The bridge is part of Carroll Creek Park, which also includes landscaping, benches, an amphitheater, old-fashioned lampposts, several distinctive pedestrian bridges, shops and restaurants.

“When Mr. Cochran started, it was pretty much undeveloped — just flat concrete pads,” said Ahalt. “Now it is a great little park. It is a nice place for people to just go and relax.”

There are three other downtown murals. “People seem to enjoy them as much as the bridge,” said Ahalt. “They are included on our typical step-on-guide tour of the historic area. They are also painted trompe l’oeil.”

The Delaplaine Visual Arts Center, located in a former grain mill, is adjacent to the bridge. Ahalt said the center, which has restrooms and a gift shop, makes a good place for groups to meet their step-on guides.
(301) 600-4050

Pine Bluff, Ark.
Visitors to Pine Bluff can step back in time and pretend they are part of one of the city’s 13 murals.

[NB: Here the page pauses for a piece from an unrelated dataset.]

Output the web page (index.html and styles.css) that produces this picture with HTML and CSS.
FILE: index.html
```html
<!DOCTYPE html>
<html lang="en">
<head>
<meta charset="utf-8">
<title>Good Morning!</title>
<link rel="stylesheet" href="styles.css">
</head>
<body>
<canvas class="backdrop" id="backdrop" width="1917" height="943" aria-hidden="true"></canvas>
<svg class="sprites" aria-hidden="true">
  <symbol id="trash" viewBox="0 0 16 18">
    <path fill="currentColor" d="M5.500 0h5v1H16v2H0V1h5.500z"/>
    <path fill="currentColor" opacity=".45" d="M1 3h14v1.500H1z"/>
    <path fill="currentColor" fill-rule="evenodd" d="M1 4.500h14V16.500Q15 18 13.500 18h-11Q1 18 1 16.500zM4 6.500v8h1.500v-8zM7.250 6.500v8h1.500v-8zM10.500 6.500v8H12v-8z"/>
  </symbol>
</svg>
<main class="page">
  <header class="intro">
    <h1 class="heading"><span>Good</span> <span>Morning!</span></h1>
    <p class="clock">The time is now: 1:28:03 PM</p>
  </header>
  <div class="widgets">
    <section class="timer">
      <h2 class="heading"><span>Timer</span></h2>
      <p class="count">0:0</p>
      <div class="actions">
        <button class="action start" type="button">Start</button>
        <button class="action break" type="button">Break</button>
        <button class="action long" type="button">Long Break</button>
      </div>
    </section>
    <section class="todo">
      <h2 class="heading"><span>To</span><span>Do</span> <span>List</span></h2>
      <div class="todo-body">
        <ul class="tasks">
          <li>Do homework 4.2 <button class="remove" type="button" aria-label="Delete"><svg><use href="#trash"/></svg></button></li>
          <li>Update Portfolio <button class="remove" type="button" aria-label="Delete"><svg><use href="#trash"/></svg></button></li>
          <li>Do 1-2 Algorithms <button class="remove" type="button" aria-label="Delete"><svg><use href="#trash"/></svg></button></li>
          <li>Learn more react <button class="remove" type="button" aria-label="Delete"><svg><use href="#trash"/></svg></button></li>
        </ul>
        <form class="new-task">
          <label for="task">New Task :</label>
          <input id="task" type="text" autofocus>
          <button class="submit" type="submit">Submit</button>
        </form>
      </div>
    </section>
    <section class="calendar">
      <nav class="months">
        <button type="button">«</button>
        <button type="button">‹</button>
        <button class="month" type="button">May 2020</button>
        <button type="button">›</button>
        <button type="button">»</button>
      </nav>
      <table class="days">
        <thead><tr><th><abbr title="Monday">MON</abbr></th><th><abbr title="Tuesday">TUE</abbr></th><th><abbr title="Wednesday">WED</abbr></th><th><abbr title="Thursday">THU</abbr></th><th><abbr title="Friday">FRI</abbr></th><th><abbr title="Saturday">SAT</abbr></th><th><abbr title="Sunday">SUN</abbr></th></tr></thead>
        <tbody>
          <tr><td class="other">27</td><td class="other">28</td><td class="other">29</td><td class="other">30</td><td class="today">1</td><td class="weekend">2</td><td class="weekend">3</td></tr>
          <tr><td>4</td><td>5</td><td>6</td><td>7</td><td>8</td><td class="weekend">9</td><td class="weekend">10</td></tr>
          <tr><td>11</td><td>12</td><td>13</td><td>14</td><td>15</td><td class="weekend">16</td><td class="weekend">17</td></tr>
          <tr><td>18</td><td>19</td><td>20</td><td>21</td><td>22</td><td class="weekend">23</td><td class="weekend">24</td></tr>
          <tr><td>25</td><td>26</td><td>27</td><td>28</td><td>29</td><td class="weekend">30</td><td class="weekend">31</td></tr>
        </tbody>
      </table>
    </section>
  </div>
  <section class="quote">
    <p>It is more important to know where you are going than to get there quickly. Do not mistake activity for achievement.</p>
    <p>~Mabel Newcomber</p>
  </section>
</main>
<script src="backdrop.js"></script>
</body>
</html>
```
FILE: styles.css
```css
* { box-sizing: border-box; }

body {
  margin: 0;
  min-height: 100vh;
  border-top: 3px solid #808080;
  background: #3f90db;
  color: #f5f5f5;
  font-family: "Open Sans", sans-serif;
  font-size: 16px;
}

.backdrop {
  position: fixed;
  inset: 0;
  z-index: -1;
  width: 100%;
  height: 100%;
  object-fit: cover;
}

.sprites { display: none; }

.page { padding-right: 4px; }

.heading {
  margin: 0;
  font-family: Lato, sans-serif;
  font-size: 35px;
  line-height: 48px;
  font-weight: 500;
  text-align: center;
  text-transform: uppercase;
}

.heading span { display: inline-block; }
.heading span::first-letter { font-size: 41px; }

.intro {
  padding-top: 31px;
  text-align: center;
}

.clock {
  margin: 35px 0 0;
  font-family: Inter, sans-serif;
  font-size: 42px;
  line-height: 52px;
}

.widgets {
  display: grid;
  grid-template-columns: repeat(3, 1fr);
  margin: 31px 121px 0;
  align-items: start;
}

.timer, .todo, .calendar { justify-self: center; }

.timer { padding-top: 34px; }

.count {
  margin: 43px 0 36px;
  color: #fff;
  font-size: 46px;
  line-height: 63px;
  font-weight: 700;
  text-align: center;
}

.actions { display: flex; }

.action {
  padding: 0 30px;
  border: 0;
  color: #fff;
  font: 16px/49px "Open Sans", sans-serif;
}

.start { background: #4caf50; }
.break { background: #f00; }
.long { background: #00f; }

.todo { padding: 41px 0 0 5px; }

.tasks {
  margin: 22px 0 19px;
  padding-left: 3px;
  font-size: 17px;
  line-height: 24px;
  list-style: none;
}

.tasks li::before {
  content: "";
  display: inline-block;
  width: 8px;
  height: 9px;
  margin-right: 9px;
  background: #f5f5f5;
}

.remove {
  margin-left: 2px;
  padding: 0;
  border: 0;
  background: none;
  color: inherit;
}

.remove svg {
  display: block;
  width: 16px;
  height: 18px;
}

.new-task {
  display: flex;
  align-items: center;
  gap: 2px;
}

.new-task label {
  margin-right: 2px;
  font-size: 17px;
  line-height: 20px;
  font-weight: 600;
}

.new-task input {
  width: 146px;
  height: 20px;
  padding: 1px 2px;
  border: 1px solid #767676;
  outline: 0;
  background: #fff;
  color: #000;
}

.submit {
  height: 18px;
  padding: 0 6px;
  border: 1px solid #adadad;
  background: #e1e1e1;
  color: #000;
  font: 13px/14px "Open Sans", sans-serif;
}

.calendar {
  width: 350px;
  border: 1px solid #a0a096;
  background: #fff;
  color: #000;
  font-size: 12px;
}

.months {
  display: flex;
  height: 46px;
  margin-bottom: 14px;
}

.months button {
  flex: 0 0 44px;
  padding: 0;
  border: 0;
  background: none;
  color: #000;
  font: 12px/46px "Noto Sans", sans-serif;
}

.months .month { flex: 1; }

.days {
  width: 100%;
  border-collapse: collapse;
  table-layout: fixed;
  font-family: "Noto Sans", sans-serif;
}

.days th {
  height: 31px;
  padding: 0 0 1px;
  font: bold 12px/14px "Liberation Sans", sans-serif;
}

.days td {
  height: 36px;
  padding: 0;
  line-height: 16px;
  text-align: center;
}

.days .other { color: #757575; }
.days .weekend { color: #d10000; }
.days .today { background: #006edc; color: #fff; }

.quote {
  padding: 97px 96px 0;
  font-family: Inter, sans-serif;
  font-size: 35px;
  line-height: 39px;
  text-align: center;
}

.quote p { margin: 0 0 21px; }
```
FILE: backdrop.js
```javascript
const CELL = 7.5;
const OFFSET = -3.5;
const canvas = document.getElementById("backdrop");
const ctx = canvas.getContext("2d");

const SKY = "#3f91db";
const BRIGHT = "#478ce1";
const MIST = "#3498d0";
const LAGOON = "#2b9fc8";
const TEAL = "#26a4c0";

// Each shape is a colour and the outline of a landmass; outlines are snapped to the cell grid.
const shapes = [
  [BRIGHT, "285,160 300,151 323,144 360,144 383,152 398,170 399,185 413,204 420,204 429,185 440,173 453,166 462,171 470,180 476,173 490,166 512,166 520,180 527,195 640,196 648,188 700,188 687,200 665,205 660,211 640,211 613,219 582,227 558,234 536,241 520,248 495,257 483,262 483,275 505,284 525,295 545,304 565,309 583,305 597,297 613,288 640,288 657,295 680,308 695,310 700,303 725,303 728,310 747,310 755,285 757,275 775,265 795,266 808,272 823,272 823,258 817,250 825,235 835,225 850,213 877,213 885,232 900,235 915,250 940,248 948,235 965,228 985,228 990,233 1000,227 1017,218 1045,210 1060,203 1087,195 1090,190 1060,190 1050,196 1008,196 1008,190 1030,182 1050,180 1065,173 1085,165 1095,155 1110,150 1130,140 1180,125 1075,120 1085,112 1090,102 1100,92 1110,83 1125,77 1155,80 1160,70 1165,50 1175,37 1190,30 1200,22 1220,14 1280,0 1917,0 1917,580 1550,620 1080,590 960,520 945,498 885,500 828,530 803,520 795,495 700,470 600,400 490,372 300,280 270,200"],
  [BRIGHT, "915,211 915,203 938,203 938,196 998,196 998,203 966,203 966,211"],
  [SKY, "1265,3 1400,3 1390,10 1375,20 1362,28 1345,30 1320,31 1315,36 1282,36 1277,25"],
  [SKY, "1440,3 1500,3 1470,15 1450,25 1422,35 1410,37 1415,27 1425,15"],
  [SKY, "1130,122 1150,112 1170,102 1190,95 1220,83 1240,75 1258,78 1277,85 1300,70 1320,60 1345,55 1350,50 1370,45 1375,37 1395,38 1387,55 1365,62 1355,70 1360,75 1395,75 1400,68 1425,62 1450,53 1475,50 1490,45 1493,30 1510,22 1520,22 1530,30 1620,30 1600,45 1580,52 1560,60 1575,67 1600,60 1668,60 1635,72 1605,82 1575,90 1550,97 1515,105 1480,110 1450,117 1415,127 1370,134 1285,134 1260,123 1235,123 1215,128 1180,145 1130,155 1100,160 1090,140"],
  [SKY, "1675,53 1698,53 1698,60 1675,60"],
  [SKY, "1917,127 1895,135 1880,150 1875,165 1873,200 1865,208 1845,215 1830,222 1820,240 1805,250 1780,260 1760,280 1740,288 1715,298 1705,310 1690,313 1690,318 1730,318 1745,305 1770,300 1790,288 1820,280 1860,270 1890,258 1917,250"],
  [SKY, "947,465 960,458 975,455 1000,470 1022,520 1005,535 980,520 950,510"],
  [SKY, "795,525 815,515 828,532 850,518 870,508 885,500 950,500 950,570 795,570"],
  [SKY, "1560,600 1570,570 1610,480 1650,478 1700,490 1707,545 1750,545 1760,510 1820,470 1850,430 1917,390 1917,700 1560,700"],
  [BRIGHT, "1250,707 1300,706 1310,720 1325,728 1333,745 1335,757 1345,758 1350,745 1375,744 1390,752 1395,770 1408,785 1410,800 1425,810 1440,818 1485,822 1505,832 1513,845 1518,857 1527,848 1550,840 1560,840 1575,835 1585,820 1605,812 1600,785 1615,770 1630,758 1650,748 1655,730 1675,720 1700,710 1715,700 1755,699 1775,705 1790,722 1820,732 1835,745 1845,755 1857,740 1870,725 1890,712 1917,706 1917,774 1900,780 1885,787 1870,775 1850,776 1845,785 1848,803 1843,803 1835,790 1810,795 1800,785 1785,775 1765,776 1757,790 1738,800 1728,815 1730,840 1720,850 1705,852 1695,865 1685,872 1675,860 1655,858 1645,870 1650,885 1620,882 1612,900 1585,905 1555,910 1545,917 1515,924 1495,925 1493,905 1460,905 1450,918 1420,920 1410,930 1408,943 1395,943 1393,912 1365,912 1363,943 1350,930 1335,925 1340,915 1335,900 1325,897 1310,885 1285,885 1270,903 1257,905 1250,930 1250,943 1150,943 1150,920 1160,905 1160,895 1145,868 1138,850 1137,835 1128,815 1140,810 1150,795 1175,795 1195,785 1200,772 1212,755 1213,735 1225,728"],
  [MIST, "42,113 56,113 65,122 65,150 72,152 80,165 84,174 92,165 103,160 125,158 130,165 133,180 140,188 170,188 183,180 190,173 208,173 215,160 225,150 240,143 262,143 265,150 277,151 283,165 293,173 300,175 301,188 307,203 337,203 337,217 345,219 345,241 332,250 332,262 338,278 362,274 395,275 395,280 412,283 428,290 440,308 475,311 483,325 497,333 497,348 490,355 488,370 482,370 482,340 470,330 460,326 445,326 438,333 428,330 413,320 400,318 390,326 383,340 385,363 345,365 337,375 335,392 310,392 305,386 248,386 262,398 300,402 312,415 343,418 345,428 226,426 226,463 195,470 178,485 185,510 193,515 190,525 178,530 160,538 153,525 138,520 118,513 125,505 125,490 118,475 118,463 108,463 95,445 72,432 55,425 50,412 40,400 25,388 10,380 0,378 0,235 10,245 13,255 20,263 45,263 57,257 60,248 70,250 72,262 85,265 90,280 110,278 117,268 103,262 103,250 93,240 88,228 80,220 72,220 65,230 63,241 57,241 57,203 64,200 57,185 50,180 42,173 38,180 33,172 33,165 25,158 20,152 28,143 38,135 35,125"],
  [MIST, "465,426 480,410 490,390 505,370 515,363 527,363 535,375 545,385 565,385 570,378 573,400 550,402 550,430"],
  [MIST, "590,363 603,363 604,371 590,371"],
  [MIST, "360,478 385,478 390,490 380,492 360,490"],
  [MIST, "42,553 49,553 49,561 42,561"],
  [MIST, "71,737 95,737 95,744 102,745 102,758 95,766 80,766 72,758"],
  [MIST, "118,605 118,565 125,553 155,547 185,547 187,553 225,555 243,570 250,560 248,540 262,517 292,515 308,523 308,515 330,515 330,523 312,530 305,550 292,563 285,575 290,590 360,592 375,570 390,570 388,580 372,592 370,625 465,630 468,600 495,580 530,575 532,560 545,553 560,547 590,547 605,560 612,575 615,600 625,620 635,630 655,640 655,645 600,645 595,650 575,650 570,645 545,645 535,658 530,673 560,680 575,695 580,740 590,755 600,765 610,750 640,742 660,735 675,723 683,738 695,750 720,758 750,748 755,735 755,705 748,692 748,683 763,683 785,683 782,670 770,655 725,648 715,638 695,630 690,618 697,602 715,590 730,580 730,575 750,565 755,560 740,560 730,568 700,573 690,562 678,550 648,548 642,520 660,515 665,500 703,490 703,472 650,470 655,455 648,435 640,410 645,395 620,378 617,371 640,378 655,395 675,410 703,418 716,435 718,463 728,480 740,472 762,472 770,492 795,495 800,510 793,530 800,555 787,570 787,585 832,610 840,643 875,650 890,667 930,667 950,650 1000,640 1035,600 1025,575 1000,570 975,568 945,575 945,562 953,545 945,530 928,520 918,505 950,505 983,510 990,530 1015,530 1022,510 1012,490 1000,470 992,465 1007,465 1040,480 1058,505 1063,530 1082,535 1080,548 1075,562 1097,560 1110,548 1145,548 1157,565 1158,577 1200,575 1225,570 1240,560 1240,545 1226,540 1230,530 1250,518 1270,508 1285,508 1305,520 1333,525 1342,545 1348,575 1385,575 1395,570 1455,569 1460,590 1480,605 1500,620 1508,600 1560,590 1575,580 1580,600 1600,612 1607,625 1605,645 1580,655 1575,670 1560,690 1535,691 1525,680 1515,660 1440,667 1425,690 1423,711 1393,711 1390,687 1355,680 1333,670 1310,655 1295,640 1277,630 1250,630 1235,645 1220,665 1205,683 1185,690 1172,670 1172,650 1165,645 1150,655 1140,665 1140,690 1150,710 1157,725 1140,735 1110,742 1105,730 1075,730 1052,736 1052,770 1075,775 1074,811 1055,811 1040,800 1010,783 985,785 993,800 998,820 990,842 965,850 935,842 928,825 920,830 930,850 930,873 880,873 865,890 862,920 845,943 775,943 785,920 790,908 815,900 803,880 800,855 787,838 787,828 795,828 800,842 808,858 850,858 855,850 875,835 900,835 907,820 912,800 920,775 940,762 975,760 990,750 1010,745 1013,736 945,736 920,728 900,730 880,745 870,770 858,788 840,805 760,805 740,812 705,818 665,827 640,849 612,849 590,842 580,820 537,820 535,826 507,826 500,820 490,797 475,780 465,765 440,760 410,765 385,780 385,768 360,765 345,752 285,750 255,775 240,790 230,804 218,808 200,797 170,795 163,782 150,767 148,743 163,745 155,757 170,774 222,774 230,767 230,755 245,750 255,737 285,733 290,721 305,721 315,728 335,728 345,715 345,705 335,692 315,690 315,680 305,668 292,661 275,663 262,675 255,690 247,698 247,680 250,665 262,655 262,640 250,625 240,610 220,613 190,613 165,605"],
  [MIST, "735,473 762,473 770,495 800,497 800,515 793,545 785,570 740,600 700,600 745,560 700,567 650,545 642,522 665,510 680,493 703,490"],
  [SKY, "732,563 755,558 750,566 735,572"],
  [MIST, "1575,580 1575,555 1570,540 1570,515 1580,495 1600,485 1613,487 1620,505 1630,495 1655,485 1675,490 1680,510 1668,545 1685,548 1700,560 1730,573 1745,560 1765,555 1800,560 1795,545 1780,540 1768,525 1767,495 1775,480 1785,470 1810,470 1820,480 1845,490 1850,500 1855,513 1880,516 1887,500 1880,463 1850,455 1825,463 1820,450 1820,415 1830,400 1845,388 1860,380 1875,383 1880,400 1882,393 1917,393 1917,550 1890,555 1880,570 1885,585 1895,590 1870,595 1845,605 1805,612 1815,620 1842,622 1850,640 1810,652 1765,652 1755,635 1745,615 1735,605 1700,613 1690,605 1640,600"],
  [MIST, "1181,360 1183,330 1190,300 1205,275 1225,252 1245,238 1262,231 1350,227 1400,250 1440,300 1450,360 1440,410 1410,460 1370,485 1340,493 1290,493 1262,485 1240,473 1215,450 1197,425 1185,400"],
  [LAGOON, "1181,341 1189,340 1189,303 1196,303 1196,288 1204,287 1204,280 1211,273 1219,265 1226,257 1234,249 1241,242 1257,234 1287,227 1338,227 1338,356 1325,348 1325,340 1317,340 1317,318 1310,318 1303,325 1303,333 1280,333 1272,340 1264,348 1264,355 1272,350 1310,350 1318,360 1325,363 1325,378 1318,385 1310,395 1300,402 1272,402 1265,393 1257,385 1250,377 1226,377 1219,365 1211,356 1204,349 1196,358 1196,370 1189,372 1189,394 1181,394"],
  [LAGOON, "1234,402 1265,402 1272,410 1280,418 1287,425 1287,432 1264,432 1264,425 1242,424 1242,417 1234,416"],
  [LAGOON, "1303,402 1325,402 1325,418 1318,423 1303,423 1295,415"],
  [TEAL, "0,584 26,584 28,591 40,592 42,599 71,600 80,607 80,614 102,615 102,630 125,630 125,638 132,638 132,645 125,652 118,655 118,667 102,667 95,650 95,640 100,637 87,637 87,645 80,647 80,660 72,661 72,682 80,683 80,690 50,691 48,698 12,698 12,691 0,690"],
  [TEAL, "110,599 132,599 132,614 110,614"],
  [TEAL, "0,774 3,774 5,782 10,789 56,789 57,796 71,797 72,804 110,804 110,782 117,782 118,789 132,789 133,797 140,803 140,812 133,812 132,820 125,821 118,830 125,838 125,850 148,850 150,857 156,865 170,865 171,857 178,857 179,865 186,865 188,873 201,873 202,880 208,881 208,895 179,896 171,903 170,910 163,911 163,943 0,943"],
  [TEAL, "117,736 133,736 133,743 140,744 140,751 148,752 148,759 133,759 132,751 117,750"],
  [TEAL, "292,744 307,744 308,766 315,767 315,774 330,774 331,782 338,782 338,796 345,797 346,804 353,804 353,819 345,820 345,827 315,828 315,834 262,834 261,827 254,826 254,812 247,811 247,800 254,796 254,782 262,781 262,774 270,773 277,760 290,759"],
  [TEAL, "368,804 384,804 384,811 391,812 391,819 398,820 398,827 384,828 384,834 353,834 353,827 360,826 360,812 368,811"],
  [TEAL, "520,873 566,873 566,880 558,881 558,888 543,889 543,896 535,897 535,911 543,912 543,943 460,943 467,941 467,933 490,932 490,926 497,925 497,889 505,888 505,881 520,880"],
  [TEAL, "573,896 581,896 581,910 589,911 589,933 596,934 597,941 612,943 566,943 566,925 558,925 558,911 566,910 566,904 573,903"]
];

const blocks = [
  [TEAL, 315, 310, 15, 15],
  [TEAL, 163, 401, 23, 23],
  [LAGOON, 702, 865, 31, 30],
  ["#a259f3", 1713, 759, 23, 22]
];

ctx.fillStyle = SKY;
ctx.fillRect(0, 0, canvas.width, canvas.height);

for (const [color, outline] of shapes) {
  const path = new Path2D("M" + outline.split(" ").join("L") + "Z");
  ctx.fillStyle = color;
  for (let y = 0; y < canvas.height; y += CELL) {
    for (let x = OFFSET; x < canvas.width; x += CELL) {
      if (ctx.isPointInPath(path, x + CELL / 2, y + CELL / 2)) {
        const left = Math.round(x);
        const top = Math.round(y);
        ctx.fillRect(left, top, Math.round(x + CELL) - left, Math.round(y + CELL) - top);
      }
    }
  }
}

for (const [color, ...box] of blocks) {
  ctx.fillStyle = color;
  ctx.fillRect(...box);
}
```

The first mural, completed in 1992, depicts the city’s Main Street in 1888. A small stage in front of the mural allows visitors to put themselves on the same level as the dusty dirt street in the painting.

“The public has been very enthusiastic” about the murals, said Susie Madsen, director of visitor and group tour information for the Pine Bluff Convention and Visitors Bureau. “They are all in the downtown area painted on the sides of different businesses. All are done by internationally known muralists.”

Madsen said plans call for an eventual 22 murals as funds allow.

Among local natives honored by the murals, which depict scenes from Pine Bluff’s history, are Willie Hocker, the designer of the Arkansas state flag; Broncho Billy Anderson, one of the first great cowboy movie stars; and Saracen, a Quapaw chief who rescued stolen white children from another Indian tribe.